Saturday, June 13, 2015

Past the 200K Miles Mark - In Flight

Remember how my father was so nerdy that he did advance research on what movies they would be showing on the in-flight entertainment device?

Well, funny story...

Recall that my parents booked this trip somewhat last minute (3 weeks before departure). When you book a flight to Israel that close, you will often find that all the seats left are singles (usually middles). That'd be fine for a couple, but very difficult for a family with a young toddler.

This is what the seating chart approximately looked like for my family of three (this chart was taken at the time of the post, not at the time of our actual booking).

So my father called United and pleaded them to find a way to seat us together. The best the phone agent could do was Seats 35A and 35B together, but 35C was taken. She offered us 34E (a middle seat) so that we were close, but my father opted instead to take 19C (an aisle seat in Economy+ with extra leg room) knowing that it was a better bargaining chip for the person in 35C.

So worst case scenario, my father and I would sit together in the back and my mother would be upfront by herself. However, the plan was to arrive early to the boarding gate and ask the gate agent if she could possibly call the individual assigned 35C and preemptively ask for a trade before boarding started. After all, that would be a lot easier than that individual having to fight against the current to go from row 35 back up to row 19.

Instead of doing that, however, the wonderful gate agent took down our info and said to hang tight. She said she was going to try and get us together as close as possible.

Then boarding started and we found ourselves waiting in the lane when the speaker called for my father to approach the counter. The wonderful agent was able to secure us 3 seats all in row 21, except that my father was in 21F. Across the aisle, my mother and I would be in 21J and 21K, with a stranger sitting in the window seat, 21L.

So now the plan was to see if 21L (window) would switch with us to take 21F (aisle). To make the offer more enticing, my parents made sure that I was seated in 21K (next to the stranger).

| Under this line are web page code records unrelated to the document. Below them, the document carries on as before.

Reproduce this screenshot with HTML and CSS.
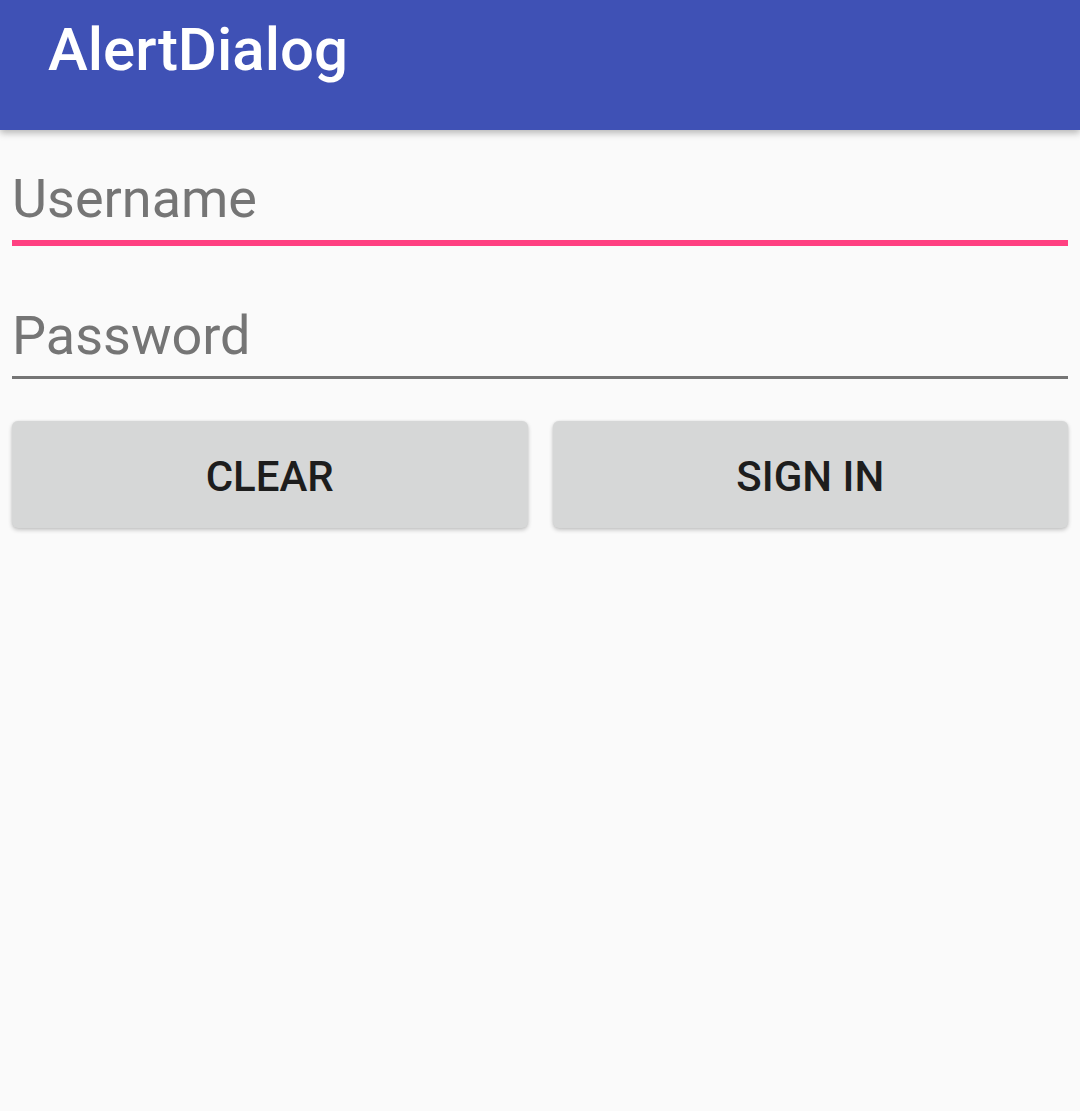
FILE: index.html
```html
<!DOCTYPE html>
<html>
<head>
<meta charset="utf-8">
<link rel="stylesheet" href="styles.css">
</head>
<body>
<header class="appbar">
  <h1 class="title">AlertDialog</h1>
</header>
<main class="content">
  <div class="field field-focused">Username</div>
  <div class="field field-normal">Password</div>
  <div class="buttons">
    <button class="btn">CLEAR</button>
    <button class="btn">SIGN IN</button>
  </div>
</main>
</body>
</html>
```
FILE: styles.css
```css
html, body {
  margin: 0;
  padding: 0;
  background: #fafafa;
  font-family: Roboto, "Noto Sans", sans-serif;
}
body {
  width: 1080px;
  height: 1111px;
  overflow: hidden;
}
.appbar {
  position: relative;
  z-index: 2;
  height: 130px;
  background: #3f51b5;
  box-shadow: 0 3px 7px rgba(0, 0, 0, 0.28);
  padding-left: 48px;
  box-sizing: border-box;
}
.title {
  margin: 0;
  padding-top: 14px;
  font-size: 60px;
  font-weight: 500;
  color: #ffffff;
  line-height: normal;
}
.content {
  display: flex;
  flex-direction: column;
  padding: 0 12px;
}
.field {
  font-size: 54px;
  line-height: 64px;
  height: 64px;
  color: #757575;
  padding-left: 0;
}
.field-focused {
  margin-top: 37px;
  padding-bottom: 9px;
  border-bottom: 6px solid #ff4081;
}
.field-normal {
  margin-top: 58px;
  padding-bottom: 8px;
  border-bottom: 3px solid #757575;
}
.buttons {
  display: flex;
  gap: 25px;
  margin-top: 42px;
}
.btn {
  flex: 1;
  height: 107px;
  border: none;
  border-radius: 6px;
  background: #d6d7d7;
  box-shadow: 0 2px 4px rgba(0, 0, 0, 0.22), 0 0 2px rgba(0, 0, 0, 0.08);
  font-family: Roboto, "Noto Sans", sans-serif;
  font-size: 42px;
  font-weight: 500;
  color: #1d1d1d;
  padding: 3px 0 0 0;
  display: flex;
  align-items: center;
  justify-content: center;
}
```
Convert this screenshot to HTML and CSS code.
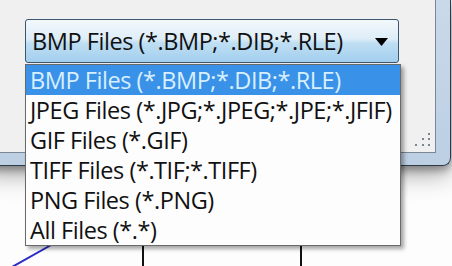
FILE: index.html
```html
<!DOCTYPE html>
<html lang="en">
<head>
    <meta charset="UTF-8">
    <meta name="viewport" content="width=device-width, initial-scale=1.0">
    <title>Save As Type</title>
    <link rel="stylesheet" href="styles.css">
</head>
<body>
    <div class="window">
        <div class="panel">
            <div class="combo">
                <span class="combo-text">BMP Files (*.BMP;*.DIB;*.RLE)</span>
                <svg class="combo-arrow" width="13" height="8" viewBox="0 0 13 8">
                    <path d="M0 0 H13 L6.5 8 Z" fill="#000"/>
                </svg>
            </div>
            <svg class="grip" width="16" height="14" viewBox="0 0 16 14">
                <g fill="#7d8690">
                    <rect x="13" y="0" width="2" height="2"/>
                    <rect x="7" y="5" width="2" height="2"/>
                    <rect x="13" y="5" width="2" height="2"/>
                    <rect x="0" y="11" width="2" height="2"/>
                    <rect x="7" y="11" width="2" height="2"/>
                    <rect x="13" y="11" width="2" height="2"/>
                </g>
            </svg>
        </div>
    </div>
    <svg class="canvas" width="452" height="100" viewBox="0 0 452 100">
        <line x1="12" y1="101" x2="60" y2="74" stroke="#2b2bc8" stroke-width="2"/>
        <line x1="143" y1="80" x2="143" y2="100" stroke="#111" stroke-width="2"/>
        <line x1="301" y1="80" x2="301" y2="100" stroke="#111" stroke-width="2"/>
    </svg>
    <ul class="list">
        <li class="selected">BMP Files (*.BMP;*.DIB;*.RLE)</li>
        <li>JPEG Files (*.JPG;*.JPEG;*.JPE;*.JFIF)</li>
        <li>GIF Files (*.GIF)</li>
        <li>TIFF Files (*.TIF;*.TIFF)</li>
        <li>PNG Files (*.PNG)</li>
        <li>All Files (*.*)</li>
    </ul>
</body>
</html>
```

FILE: styles.css
```css
body {
    margin: 0;
    width: 452px;
    height: 266px;
    overflow: hidden;
    position: relative;
    background: #fdfdfd;
    font-family: "Open Sans", "Noto Sans", sans-serif;
    font-size: 23.5px;
    letter-spacing: -0.45px;
    color: #111;
}

.window {
    width: 456px;
    height: 153px;
    margin-left: -20px;
    padding: 0 14px 12px 0;
    background: linear-gradient(#c9d9ea, #bccfe3);
    border-right: 1px solid #2c3a48;
    border-bottom: 1px solid #2c3a48;
    border-bottom-right-radius: 8px;
    box-shadow: 0 4px 8px rgba(0, 0, 0, 0.35), 0 10px 24px rgba(0, 0, 0, 0.3);
}

.panel {
    box-sizing: border-box;
    height: 153px;
    padding: 19px 0 0 45px;
    background: #f0f0f0;
    border-right: 1px solid #7a8694;
    border-bottom: 1px solid #7a8694;
    display: flex;
    flex-direction: column;
}

.combo {
    box-sizing: border-box;
    width: 374px;
    height: 44px;
    padding: 0 10px 0 6px;
    border: 1px solid #3d5670;
    border-radius: 3px;
    background: linear-gradient(#f3f8fc, #deedf8 45%, #bfdef3 55%, #a2cfee);
    display: flex;
    align-items: center;
    justify-content: space-between;
}

.combo-arrow {
    margin-top: 1px;
}

.grip {
    margin: auto 4px 5px 0;
    align-self: flex-end;
}

.canvas {
    display: block;
}

.list {
    position: absolute;
    left: 25px;
    top: 64px;
    width: 374px;
    margin: 0;
    padding: 0;
    list-style: none;
    background: #fdfdfd;
    border: 1px solid #6a6a6a;
    box-shadow: 3px 3px 4px rgba(0, 0, 0, 0.35);
}

.list li {
    height: 30px;
    line-height: 30px;
    padding-left: 4px;
    white-space: nowrap;
}

.list .selected {
    background: #3a92e8;
    color: #d8efff;
}
```
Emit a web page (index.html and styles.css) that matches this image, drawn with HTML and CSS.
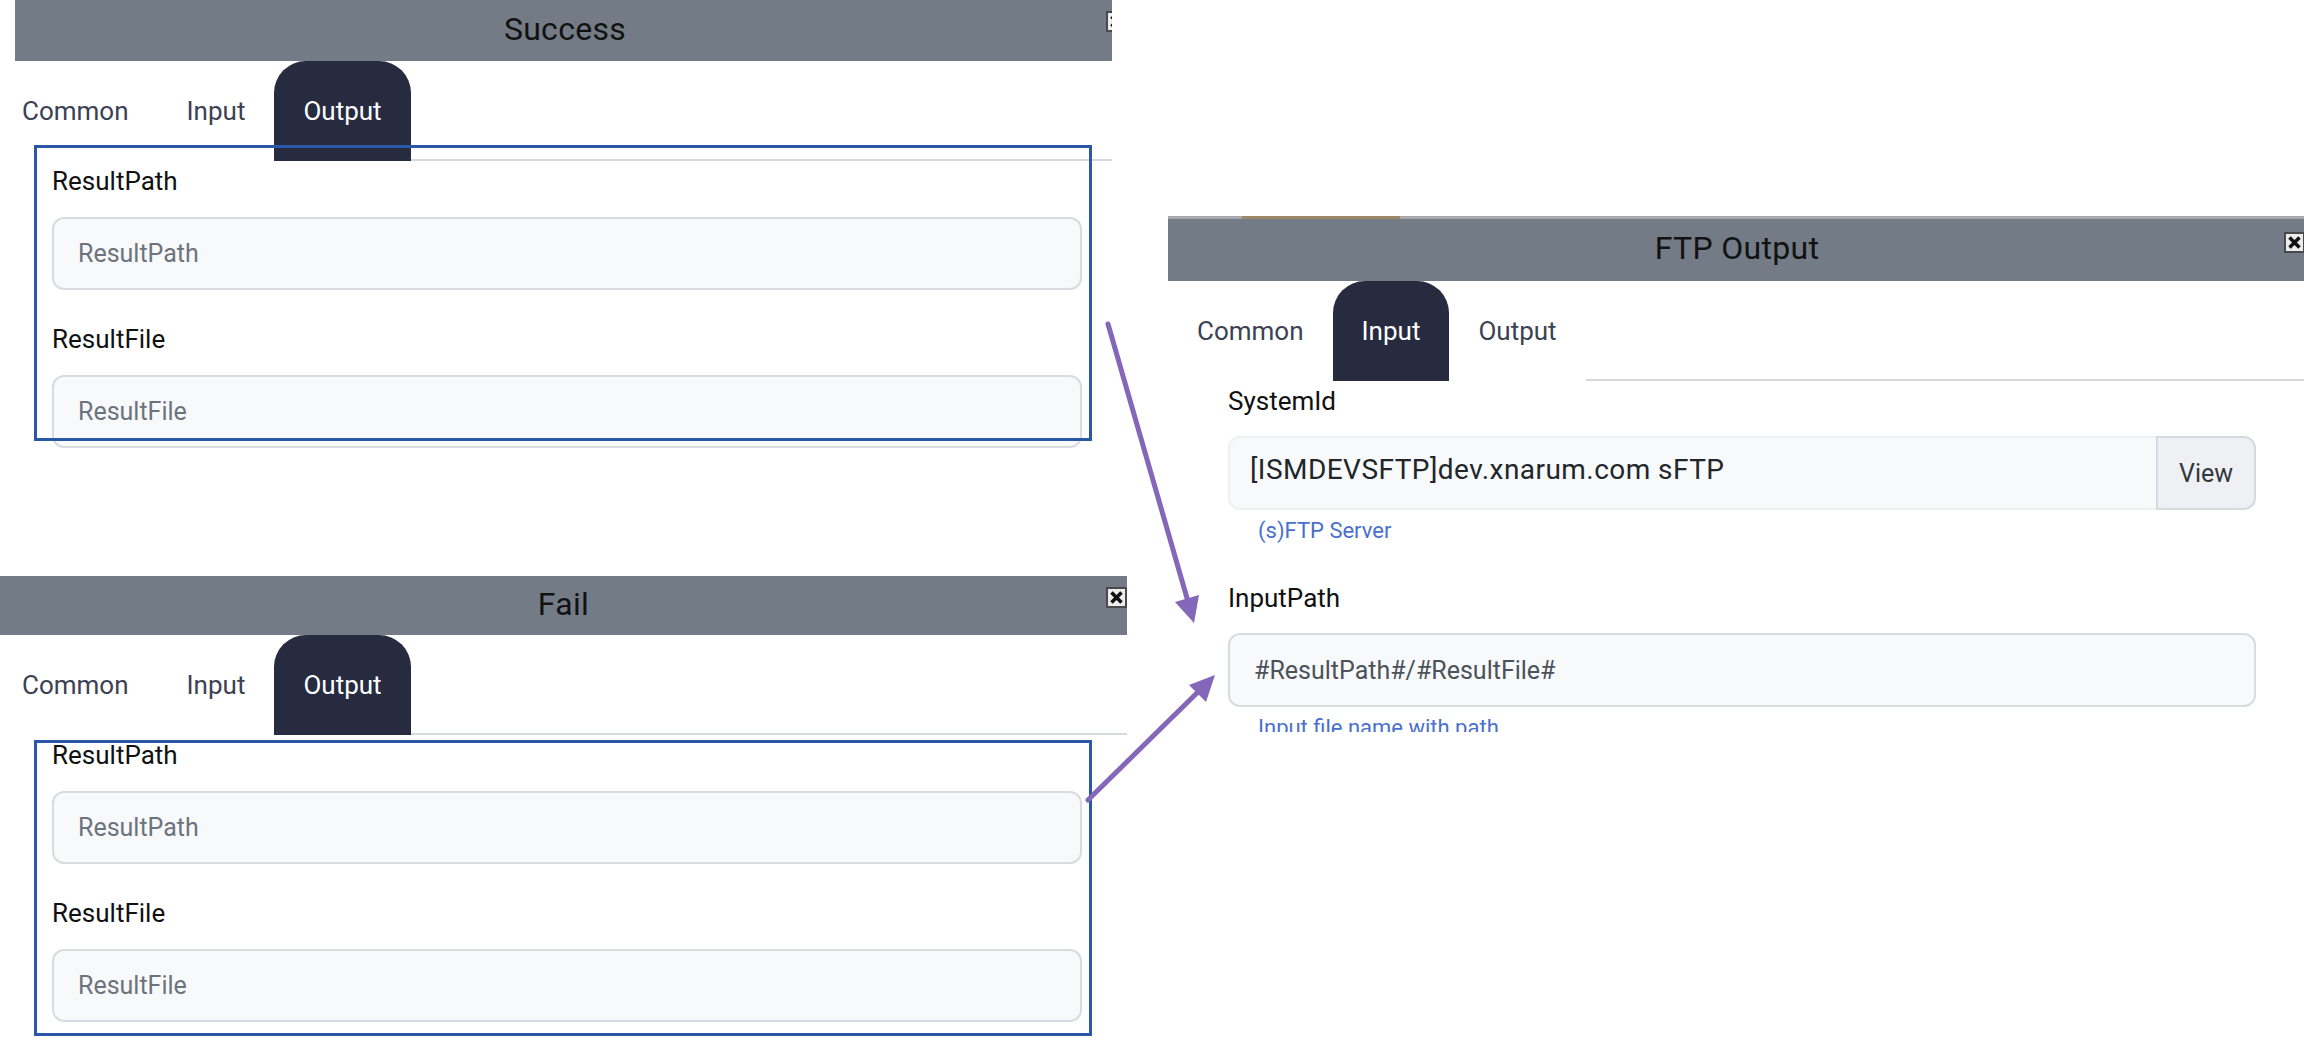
FILE: index.html
```html
<!DOCTYPE html>
<html lang="en">
<head>
<meta charset="utf-8">
<title>Flow mapping</title>
<link rel="stylesheet" href="styles.css">
</head>
<body>
<div class="canvas">

  <section class="win win-success">
    <div class="win-inner">
      <header class="win-head head-success">
        <span class="win-title">Success</span>
        <svg class="close-icon" width="21" height="21" viewBox="0 0 21 21"><rect x="1" y="1" width="19" height="19" fill="#ececec" stroke="#4a4a4a" stroke-width="2"/><path d="M5.5 5.5 L15.5 15.5 M15.5 5.5 L5.5 15.5" stroke="#111" stroke-width="3.5"/></svg>
      </header>
      <nav class="tabs tabs-shift">
        <span class="tab">Common</span>
        <span class="tab">Input</span>
        <span class="tab active">Output</span>
        <span class="tab-fill"></span>
      </nav>
      <div class="form">
        <div class="group">
          <label class="label">ResultPath</label>
          <input class="field" placeholder="ResultPath">
        </div>
        <div class="group">
          <label class="label">ResultFile</label>
          <input class="field" placeholder="ResultFile">
        </div>
      </div>
      <div class="highlight hl-success"></div>
    </div>
  </section>

  <section class="win win-fail">
    <div class="win-inner">
      <header class="win-head head-fail">
        <span class="win-title">Fail</span>
        <svg class="close-icon" width="21" height="21" viewBox="0 0 21 21"><rect x="1" y="1" width="19" height="19" fill="#ececec" stroke="#4a4a4a" stroke-width="2"/><path d="M5.5 5.5 L15.5 15.5 M15.5 5.5 L5.5 15.5" stroke="#111" stroke-width="3.5"/></svg>
      </header>
      <nav class="tabs tabs-shift">
        <span class="tab">Common</span>
        <span class="tab">Input</span>
        <span class="tab active">Output</span>
        <span class="tab-fill"></span>
      </nav>
      <div class="form">
        <div class="group">
          <label class="label">ResultPath</label>
          <input class="field" placeholder="ResultPath">
        </div>
        <div class="group">
          <label class="label">ResultFile</label>
          <input class="field" placeholder="ResultFile">
        </div>
      </div>
      <div class="highlight hl-fail"></div>
    </div>
  </section>

  <section class="win win-ftp">
    <div class="win-inner ftp-inner">
      <div class="top-strip"><span class="strip-mark"></span></div>
      <header class="win-head head-ftp">
        <span class="win-title">FTP Output</span>
        <svg class="close-icon close-ftp" width="21" height="21" viewBox="0 0 21 21"><rect x="1" y="1" width="19" height="19" fill="#ececec" stroke="#4a4a4a" stroke-width="2"/><path d="M5.5 5.5 L15.5 15.5 M15.5 5.5 L5.5 15.5" stroke="#111" stroke-width="3.5"/></svg>
      </header>
      <nav class="tabs">
        <span class="tab">Common</span>
        <span class="tab active">Input</span>
        <span class="tab">Output</span>
        <span class="tab-fill"></span>
      </nav>
      <div class="form form-ftp">
        <div class="group">
          <label class="label">SystemId</label>
          <div class="input-group">
            <input class="field field-main" value="[ISMDEVSFTP]dev.xnarum.com sFTP" readonly>
            <span class="btn-view">View</span>
          </div>
          <div class="helper">(s)FTP Server</div>
        </div>
        <div class="group">
          <label class="label">InputPath</label>
          <input class="field field-value" value="#ResultPath#/#ResultFile#">
          <div class="helper">Input file name with path</div>
        </div>
      </div>
    </div>
  </section>

  <svg class="arrows" width="2304" height="1047" viewBox="0 0 2304 1047">
    <line x1="1108" y1="324" x2="1189" y2="605" stroke="#8467b8" stroke-width="5" stroke-linecap="round"/>
    <polygon points="1194,623 1175,602 1199,595" fill="#8467b8"/>
    <line x1="1088" y1="800" x2="1201" y2="689" stroke="#8467b8" stroke-width="5" stroke-linecap="round"/>
    <polygon points="1215,675 1206,702 1189,685" fill="#8467b8"/>
  </svg>

</div>
</body>
</html>
```

FILE: styles.css
```css
* {
  box-sizing: border-box;
}

html, body {
  margin: 0;
  padding: 0;
  background: #ffffff;
}

body {
  font-family: Roboto, "Liberation Sans", Arial, sans-serif;
  color: #111;
}

.canvas {
  position: relative;
  width: 2304px;
  height: 1047px;
  overflow: hidden;
  background: #fff;
}

/* windows */
.win {
  position: absolute;
  overflow: hidden;
  background: #fff;
}

.win-success {
  left: 0;
  top: 0;
  width: 1112px;
  height: 460px;
}

.win-fail {
  left: 0;
  top: 576px;
  width: 1127px;
  height: 471px;
}

.win-ftp {
  left: 1168px;
  top: 216px;
  width: 1136px;
  height: 516px;
}

.win-inner {
  position: relative;
  width: 1127px;
}

.ftp-inner {
  width: 1138px;
}

.top-strip {
  height: 3px;
  background: #a7a9ab;
  display: flex;
}

.strip-mark {
  margin-left: 74px;
  width: 158px;
  background: #9c8768;
}

.win-head {
  position: relative;
  background: #737c86;
  display: flex;
  justify-content: center;
  align-items: center;
}

.head-success {
  height: 61px;
  margin-left: 15px;
  padding-right: 12px;
}

.head-fail {
  height: 59px;
}

.head-ftp {
  height: 62px;
}

.win-title {
  font-size: 32px;
  color: #121212;
  letter-spacing: 0.3px;
  margin-top: -4px;
}

.close-icon {
  position: absolute;
  right: 0;
  top: 11px;
}

.close-ftp {
  top: 13px;
  right: 1px;
}

/* tabs */
.tabs {
  display: flex;
  height: 100px;
}

.tabs-shift {
  margin-left: -7px;
}

.tab {
  display: flex;
  align-items: center;
  padding: 0 29px;
  font-size: 26px;
  color: #3c4252;
  white-space: nowrap;
}

.tab.active {
  background: #272b3f;
  color: #ffffff;
  border-radius: 32px 32px 0 0;
}

.tab-fill {
  flex: 1;
  border-bottom: 2px solid #d6d9dd;
}

/* form */
.form {
  padding: 5px 45px 0 52px;
}

.form-ftp {
  padding: 5px 50px 0 60px;
}

.group + .group {
  margin-top: 34px;
}

.form-ftp .group + .group {
  margin-top: 38px;
}

.label {
  display: block;
  font-size: 26px;
  line-height: 30px;
  color: #111;
  margin-bottom: 21px;
}

.form-ftp .label {
  margin-bottom: 20px;
}

.field {
  display: block;
  width: 100%;
  height: 73px;
  border: 2px solid #d8dbdf;
  border-radius: 12px;
  background: #f8f9fb;
  padding: 0 24px;
  font-family: Roboto, "Liberation Sans", Arial, sans-serif;
  font-size: 25px;
  color: #4b525a;
  outline: none;
}

.form-ftp .field {
  height: 74px;
}

.field::placeholder {
  color: #6c737c;
  opacity: 1;
}

.input-group {
  display: flex;
}

.field-main {
  flex: 1;
  border-color: #eef0f2;
  border-radius: 12px 0 0 12px;
  border-right: none;
  padding: 0 20px 8px 20px;
  font-size: 28px;
  color: #22262b;
  letter-spacing: 0.45px;
}

.btn-view {
  width: 100px;
  height: 74px;
  display: flex;
  align-items: center;
  justify-content: center;
  background: #eef0f3;
  border: 2px solid #d6d9dd;
  border-radius: 0 12px 12px 0;
  font-size: 25px;
  color: #33383e;
}

.helper {
  margin-top: 7px;
  padding-left: 30px;
  font-size: 22px;
  line-height: 28px;
  color: #4a6fce;
}

/* highlight boxes */
.highlight {
  position: absolute;
  left: 34px;
  width: 1058px;
  height: 296px;
  border: 3px solid #2b57a7;
  pointer-events: none;
}

.hl-success {
  top: 145px;
}

.hl-fail {
  top: 164px;
}

/* annotation arrows */
.arrows {
  position: absolute;
  left: 0;
  top: 0;
  pointer-events: none;
}
```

As it turned out, the Israeli gentleman assigned to 21L was more than happy to trade and gladly took 21F as my family took over the entire 3 seat row (21JKL). Win-win for everyone, right?

Unfortunately, that wasn't the case. It turned out that several in-flight entertainment devices in the headrests were not working correctly, including 21J that my father had, but more importantly, 21F that the kind stranger had traded for.

10.5 hours is a long time to fly without a working entertainment screen. Fortunately, the gentleman in 21F was very kind about the entire situation and saw that my father's screen was also malfunctioning. Of course, he didn't raise the fact that his original seat (21L) had a working system.

My father offered to buy him a drink when the beverage cart came by, but he politely declined and just made do with his tablet and eye-mask. After all, it was the middle of the night when most normal people were sound asleep.

We were so grateful this kind soul was gracious enough to trade and also not complain about a broken IFE. In fact, my father was stressing out about it more than the stranger (who didn't have an adorable toddler sitting next to him with a working IFE that he could take over).

FYI, my father watched American Sniper like he planned, but instead of Kingsmen, he decided to watch Exodus - Gods & Kings because, seemed appropriate given our destination.

Overall, we were very, very lucky that this flight ended up being as smooth as it did.

Now, we'll see if United will respond to our claim for some mileage compensation for the broken in flight entertainment units. My grandmother received 7,500 Mileageplus miles for the same inconvenience on her Seoul-San Francisco flight. Those miles are worth about $150 to my family, so a very generous deal if we can swing it too.

[UPDATE: June 16 - United responded with two (2) electronic travel certificates for $175 each. Very fair, I'd say.]

In the meantime, I'm having a blast with my grandparents here in Israel.